What This Chapter Is About
Psalm 9 is a thanksgiving and lament psalm with an acrostic structure — each stanza begins with a successive letter of the Hebrew alphabet (though the pattern is incomplete; Psalms 9-10 together form the full acrostic). The psalmist praises God for judging the nations, rebuking the wicked, and defending the oppressed. He calls on God to arise and judge, declaring that the nations are mere mortals and the needy will not be forgotten forever.

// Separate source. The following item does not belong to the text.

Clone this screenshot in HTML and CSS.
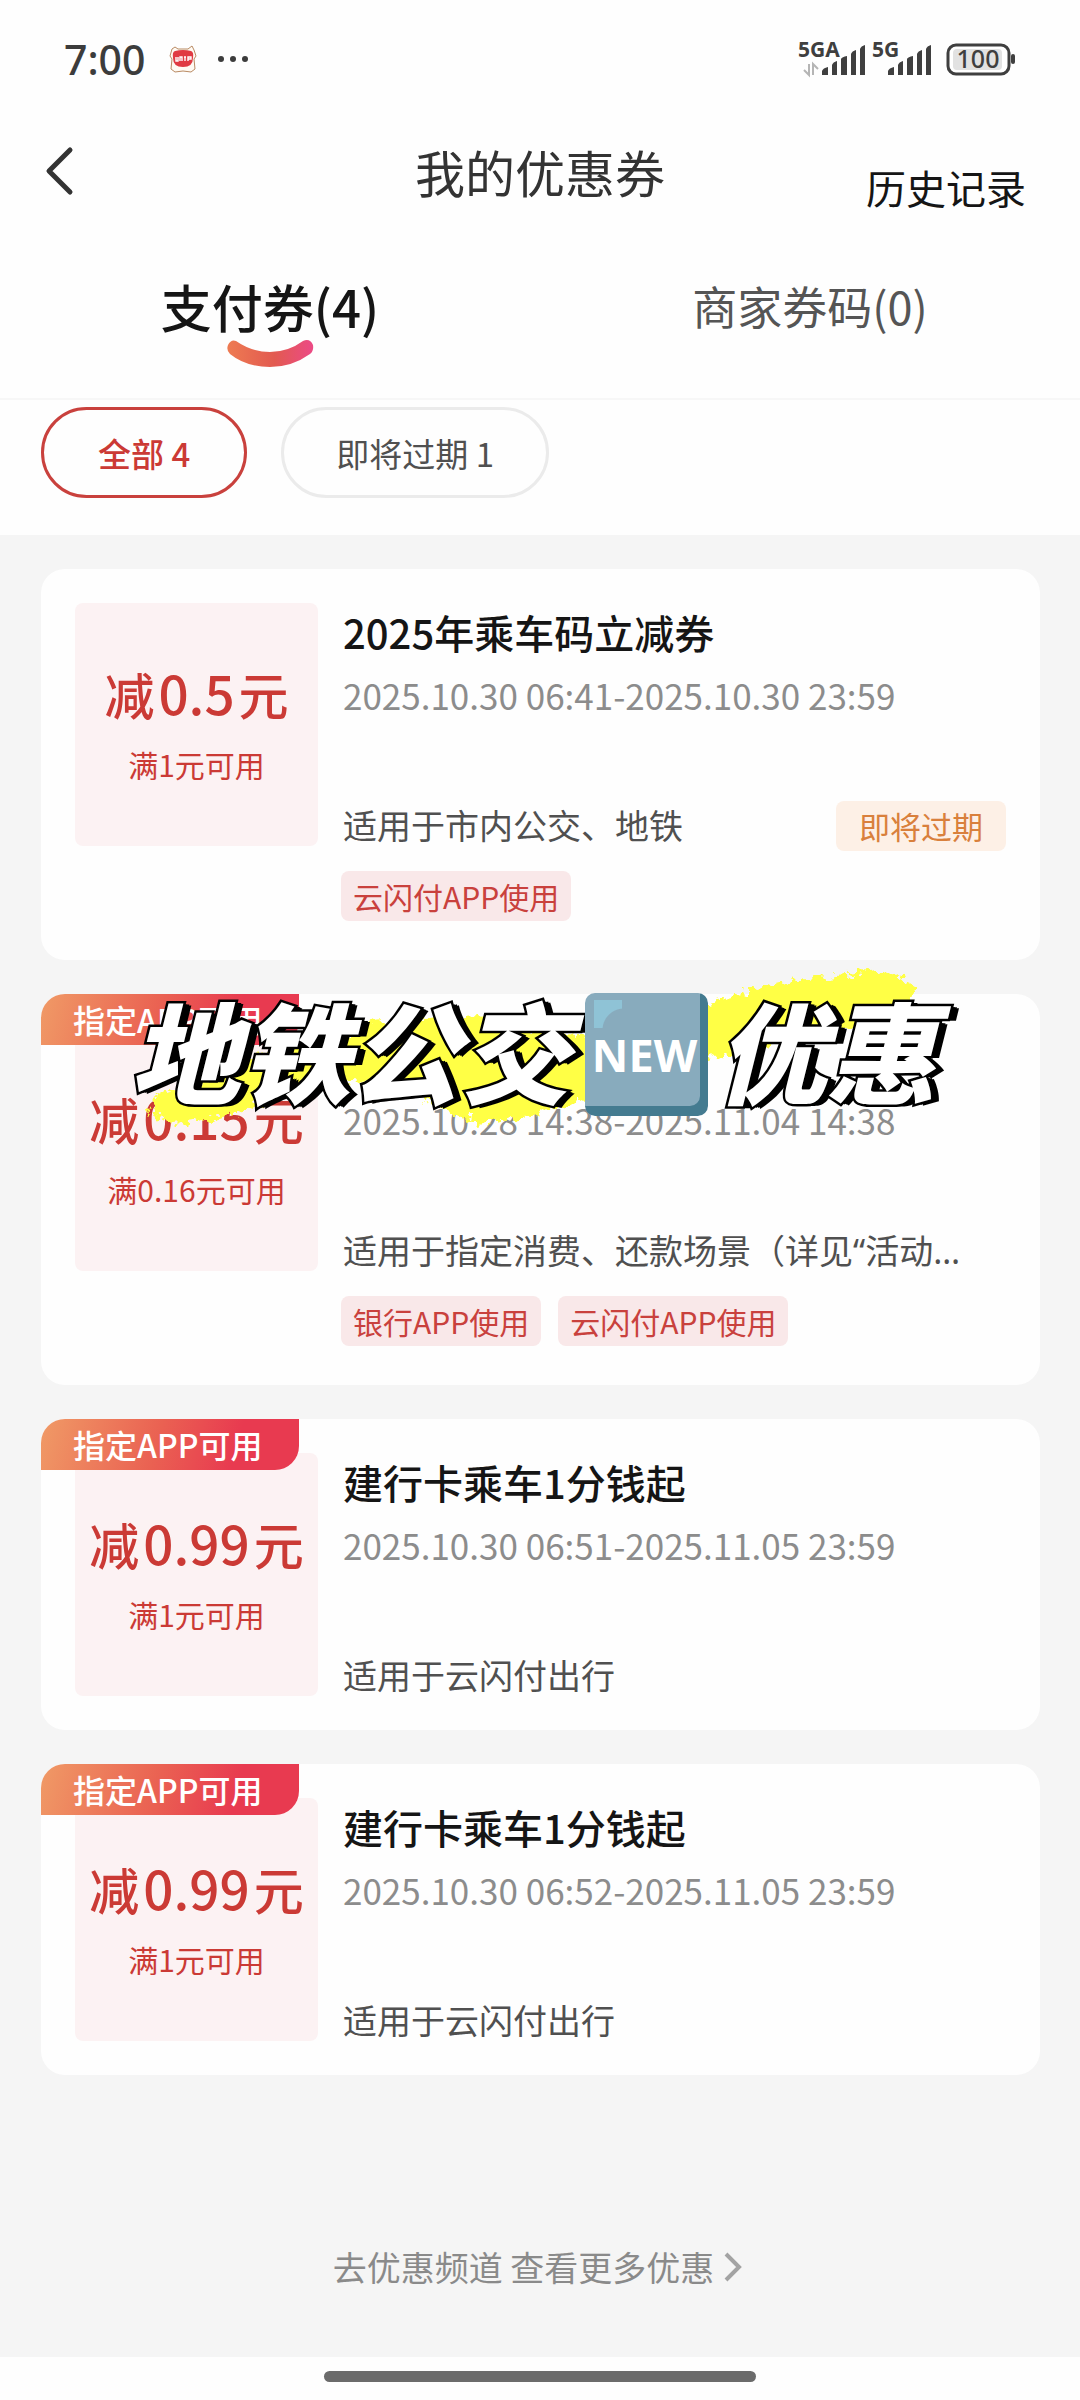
FILE: index.html
```html
<!DOCTYPE html>
<html lang="zh-CN">
<head>
<meta charset="utf-8">
<meta name="viewport" content="width=device-width, initial-scale=1">
<title>我的优惠券</title>
<link rel="stylesheet" href="styles.css">
</head>
<body>
<div class="status">
  <div class="status-side">
    <span class="clock">7:00</span>
    <svg class="mascot" width="28" height="28" viewBox="0 0 28 28" aria-hidden="true">
      <path d="M3 4L6 2L9 4H19L23 1L25 5L27 11L25 14L26 24L22 27L14 26L6 27L2 24L3 14L1 11Z" fill="#fffaf3" stroke="#b98a63" stroke-width="1"/>
      <path d="M6 6Q14 4 22 6Q25 7 24 13Q24 22 14 22Q4 22 4 13Q3 7 6 6Z" fill="#e03a42"/>
      <path d="M7 12V16H9V12M11 16V12H13V16M15 12H17M16 12V16M19 16V12H22V14H19" fill="none" stroke="#fff" stroke-width="1.4"/>
    </svg>
    <svg width="32" height="8" viewBox="0 0 32 8" aria-hidden="true">
      <g fill="#3c3c3c"><circle cx="4" cy="4" r="3"/><circle cx="16" cy="4" r="3"/><circle cx="28" cy="4" r="3"/></g>
    </svg>
  </div>
  <svg class="signals" width="218" height="56" viewBox="0 -11 218 56" role="img" aria-label="5GA 5G 100">
    <g fill="#3f3f3f">
      <text class="net" x="0" y="15">5GA</text>
      <text class="net" x="74" y="15">5G</text>
      <path d="M24 33V29Q25 26 30 25V33ZM34 33V23Q35 20 39 19V33ZM43 33V17Q44 15 49 14V33ZM53 33V12Q54 9 58 8V33ZM62 33V7Q63 4 67 3V33Z"/>
      <path d="M90 33V29Q91 26 96 25V33ZM100 33V23Q101 20 105 19V33ZM109 33V17Q110 15 115 14V33ZM119 33V12Q120 9 124 8V33ZM128 33V7Q129 4 133 3V33Z"/>
      <rect x="213" y="12" width="4" height="10" rx="2"/>
    </g>
    <path d="M11 22V33L6 28M15 33V22L20 27" fill="none" stroke="#b5b5b5" stroke-width="2"/>
    <rect x="150" y="3" width="61" height="29" rx="8" fill="#fff" stroke="#3f3f3f" stroke-width="3"/>
    <rect x="155" y="7" width="49" height="21" rx="4" fill="#e2e2e2"/>
    <text class="level" x="180" y="26" text-anchor="middle" fill="#3f3f3f">100</text>
  </svg>
</div>

<header class="header">
  <button class="back" type="button" aria-label="返回">
    <svg width="30" height="50" viewBox="0 0 30 50" aria-hidden="true"><path d="M25 4L4 25L25 46" fill="none" stroke="#333" stroke-width="5" stroke-linecap="round" stroke-linejoin="round"/></svg>
  </button>
  <h1 class="title">我的优惠券</h1>
  <a class="history" href="#history">历史记录</a>
</header>

<nav class="tabs">
  <a class="tab tab-active" href="#pay">支付券(4)
    <svg class="smile" width="88" height="28" viewBox="0 0 88 28" aria-hidden="true">
      <defs><linearGradient id="smile"><stop offset="0" stop-color="#ee7b52"/><stop offset=".55" stop-color="#e25a50"/><stop offset="1" stop-color="#ec4a86"/></linearGradient></defs>
      <path d="M10 1Q26 12 44 12Q62 12 77 1Q84 -2 87 5Q88 11 84 14Q66 27 44 27Q20 27 4 14Q0 10 2 5Q5 -1 10 1Z" fill="url(#smile)"/>
    </svg>
  </a>
  <a class="tab" href="#shop">商家券码(0)</a>
</nav>

<div class="filters">
  <button class="pill pill-active" type="button">全部 4</button>
  <button class="pill" type="button">即将过期 1</button>
</div>

<main class="list">
  <article class="card">
    <div class="amount"><p class="value">减<span class="num">0.5</span>元</p><p class="limit">满1元可用</p></div>
    <div class="info">
      <h2 class="name">2025年乘车码立减券</h2>
      <p class="date">2025.10.30 06:41-2025.10.30 23:59</p>
      <div class="scope"><p class="desc">适用于市内公交、地铁</p><span class="soon">即将过期</span></div>
      <div class="tags"><span class="tag">云闪付APP使用</span></div>
    </div>
  </article>

  <article class="card">
    <span class="ribbon">指定APP可用</span>
    <div class="amount"><p class="value">减<span class="num">0.15</span>元</p><p class="limit">满0.16元可用</p></div>
    <div class="info info-untitled">
      <p class="date">2025.10.28 14:38-2025.11.04 14:38</p>
      <div class="scope"><p class="desc">适用于指定消费、还款场景（详见“活动…</p></div>
      <div class="tags"><span class="tag">银行APP使用</span><span class="tag">云闪付APP使用</span></div>
    </div>
    <div class="sticker">
      <svg class="brush" width="800" height="180" viewBox="130 955 800 180" aria-hidden="true">
        <defs><filter id="rough" x="-5%" y="-10%" width="110%" height="120%"><feTurbulence type="fractalNoise" baseFrequency=".12" numOctaves="3" seed="4"/><feDisplacementMap in="SourceGraphic" scale="18" xChannelSelector="R" yChannelSelector="G"/></filter></defs>
        <path filter="url(#rough)" fill="#ffff45" d="M155 1095L148 1114L175 1124L235 1114L270 1100L350 1082L400 1084L440 1108L480 1124L520 1118L590 1100L712 1058L800 1038L905 1016L915 998L906 978L885 970L800 979L710 1002L590 1037L510 1030L480 1016L370 1022L355 1035L260 1055L200 1080Z"/>
      </svg>
      <span class="sticker-text">地铁公交</span>
      <span class="sticker-new">NEW</span>
      <span class="sticker-text">优惠</span>
    </div>
  </article>

  <article class="card">
    <span class="ribbon">指定APP可用</span>
    <div class="amount"><p class="value">减<span class="num">0.99</span>元</p><p class="limit">满1元可用</p></div>
    <div class="info">
      <h2 class="name">建行卡乘车1分钱起</h2>
      <p class="date">2025.10.30 06:51-2025.11.05 23:59</p>
      <div class="scope"><p class="desc">适用于云闪付出行</p></div>
    </div>
  </article>

  <article class="card">
    <span class="ribbon">指定APP可用</span>
    <div class="amount"><p class="value">减<span class="num">0.99</span>元</p><p class="limit">满1元可用</p></div>
    <div class="info">
      <h2 class="name">建行卡乘车1分钱起</h2>
      <p class="date">2025.10.30 06:52-2025.11.05 23:59</p>
      <div class="scope"><p class="desc">适用于云闪付出行</p></div>
    </div>
  </article>

  <a class="more" href="#more">去优惠频道 查看更多优惠
    <svg width="18" height="32" viewBox="0 0 18 32" aria-hidden="true"><path d="M2 3L15 16L2 29" fill="none" stroke="#a3a3a3" stroke-width="4"/></svg>
  </a>
</main>
<div class="home"><span class="home-bar"></span></div>
</body>
</html>
```

FILE: styles.css
```css
* {
  box-sizing: border-box;
  margin: 0;
  padding: 0;
}

body {
  display: flex;
  flex-direction: column;
  min-height: 100vh;
  background: #fefefe;
  color: #333;
  font-family: "Noto Sans CJK SC", sans-serif;
}

a {
  color: inherit;
  text-decoration: none;
}

button {
  border: 0;
  background: none;
  color: inherit;
  font-family: inherit;
}

svg {
  flex: none;
}

/* Status bar */
.status {
  display: flex;
  align-items: center;
  justify-content: space-between;
  height: 118px;
  padding: 0 64px;
}

.status-side {
  display: flex;
  align-items: center;
}

.clock {
  color: #3c3c3c;
  font: 500 41px/60px "Noto Sans", sans-serif;
}

.mascot {
  margin: 0 20px 0 23px;
}

.net {
  font: 700 21px "Noto Sans", sans-serif;
}

.level {
  font: 500 25px "Noto Sans", sans-serif;
}

/* Header */
.header {
  display: grid;
  grid-template-columns: 1fr auto 1fr;
  align-items: center;
  height: 106px;
  padding: 0 45px;
}

.back {
  justify-self: start;
  height: 50px;
}

.title {
  font-size: 50px;
  font-weight: 400;
  line-height: 70px;
}

.history {
  align-self: end;
  justify-self: end;
  padding-right: 9px;
  color: #151515;
  font-size: 40px;
  line-height: 74px;
}

/* Tabs */
.tabs {
  display: flex;
  height: 176px;
  padding-top: 48px;
  border-bottom: 2px solid #f7f7f7;
}

.tab {
  display: flex;
  flex: 1;
  flex-direction: column;
  align-items: center;
  color: #555;
  font-size: 45px;
  line-height: 68px;
}

.tab-active {
  color: #151515;
  font-size: 51px;
  font-weight: 500;
}

/* Filters */
.filters {
  display: flex;
  gap: 34px;
  padding: 7px 41px 37px;
}

.pill {
  height: 91px;
  padding: 0 52px;
  border: 3px solid #ebebeb;
  border-radius: 46px;
  color: #505050;
  font-size: 33px;
}

.pill-active {
  padding: 0 54px;
  border-color: #c9413d;
  color: #cb3a35;
  font-weight: 500;
}

/* Coupon list */
.list {
  display: flex;
  flex: 1;
  flex-direction: column;
  gap: 34px;
  padding: 34px 40px 66px 41px;
  background: #f5f5f5;
}

.card {
  position: relative;
  display: flex;
  align-items: flex-start;
  gap: 25px;
  padding: 34px;
  border-radius: 24px;
  background: #fefefe;
}

.amount {
  display: flex;
  flex: none;
  flex-direction: column;
  align-items: center;
  width: 243px;
  height: 243px;
  padding-top: 54px;
  border-radius: 8px;
  background: #fcf2f3;
  color: #cb3a35;
}

.value {
  font-size: 50px;
  font-weight: 500;
  line-height: 72px;
}

.num {
  margin: 0 4px;
  font-size: 53px;
  line-height: 1;
}

.limit {
  margin-top: 13px;
  font-size: 30px;
  line-height: 44px;
}

.info {
  flex: 1;
  min-width: 0;
}

.info-untitled {
  padding-top: 58px;
}

.name {
  color: #151515;
  font-size: 40px;
  font-weight: 500;
  line-height: 58px;
}

.date {
  margin-top: 10px;
  color: #8c8c8c;
  font-size: 35px;
  line-height: 48px;
}

.scope {
  display: flex;
  align-items: center;
  justify-content: space-between;
  height: 40px;
  margin-top: 87px;
}

.desc {
  color: #505050;
  font-family: "Noto Sans", "Noto Sans CJK SC", sans-serif;
  font-size: 34px;
  line-height: 40px;
  white-space: nowrap;
}

.soon {
  padding: 0 23px;
  border-radius: 8px;
  background: #fdf0e6;
  color: #d9803c;
  font-size: 31px;
  line-height: 50px;
}

.tags {
  display: flex;
  gap: 17px;
  margin: 25px 0 5px -2px;
}

.tag {
  padding: 0 12px;
  border-radius: 8px;
  background: #f9e8e9;
  color: #c9413d;
  font-size: 30px;
  line-height: 50px;
}

.ribbon {
  position: absolute;
  top: 0;
  left: 0;
  padding: 0 37px 0 32px;
  border-radius: 24px 0 24px 0;
  background: linear-gradient(105deg, #f09a66, #ea6152 45%, #e83a50 75%);
  color: #fff;
  font-size: 32px;
  font-weight: 500;
  line-height: 51px;
}

/* Caption laid over the second coupon */
.sticker {
  position: absolute;
  top: 0;
  left: 89px;
  display: flex;
  align-items: center;
  height: 120px;
}

.brush {
  position: absolute;
  top: -39px;
  left: 0;
}

.sticker-text {
  position: relative;
  padding-bottom: 12px;
  color: #fff;
  font-size: 110px;
  font-style: italic;
  font-weight: 900;
  line-height: 120px;
  white-space: nowrap;
  -webkit-text-stroke: 5px #000;
  paint-order: stroke fill;
  text-shadow: 2px 0 #000, 4px 1px #000, 6px 1px #000, 8px 2px #000;
}

.sticker-new {
  position: relative;
  width: 123px;
  height: 123px;
  margin: 0 8px 0 15px;
  padding-right: 4px;
  border-radius: 10px;
  background: radial-gradient(circle at 30px 30px, transparent 21px, #8fc3d6 22px) 9px 7px / 28px 28px no-repeat, #88abbd;
  box-shadow: inset -8px -10px #447b90;
  color: #fff;
  font: 700 45px/123px "Noto Sans", sans-serif;
  text-align: center;
}

.more {
  display: flex;
  align-items: center;
  justify-content: center;
  gap: 10px;
  margin-top: 134px;
  padding-right: 6px;
  color: #8a8a8a;
  font-size: 34px;
  line-height: 48px;
}

/* Gesture bar */
.home {
  display: flex;
  justify-content: center;
  height: 43px;
  padding-top: 14px;
}

.home-bar {
  width: 40%;
  height: 11px;
  border-radius: 6px;
  background: #6b6b6b;
}
```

What Makes This Chapter Remarkable
This psalm introduces the theological concept that is central to much of the Psalter: God as the refuge and stronghold of the oppressed. The phrase misgav la-dakh ('a stronghold for the crushed') in verse 10 establishes a pattern that runs through the entire collection — God's power is directed specifically toward those who have no other power. The acrostic structure (aleph through kaph in Psalm 9, then continuing lamed through tav in Psalm 10) suggests that the two psalms were originally a single composition, an A-to-Z declaration that God rules justly from beginning to end.
Translation Friction
The acrostic pattern in Psalm 9 is imperfect — some letters are missing or appear out of order, which may indicate textual corruption, deliberate artistic variation, or the limits of fitting theology into a rigid alphabetic framework. The superscription mentions almut labben, a phrase of uncertain meaning (possibly 'death of the son,' a melody name, or a corruption of alamot, 'maidens'). The psalm alternates between past-tense praise (God has judged) and present-tense lament (enemies persist), creating a tension between confidence in what God has done and urgency about what God must still do.
Connections
Psalms 9 and 10 form a literary pair connected by acrostic structure and shared vocabulary. The 'pit they dug' image in verse 16 echoes Psalm 7:16. The cry qumah YHWH ('arise, O LORD') in verse 20 echoes Psalms 3:8 and 7:7. The declaration that God 'does not forget the cry of the afflicted' (v. 13) anticipates the theology of Psalms 10, 12, 22, and 34. The phrase 'the needy shall not always be forgotten' (v. 19) is the Psalter's most direct promise to the poor.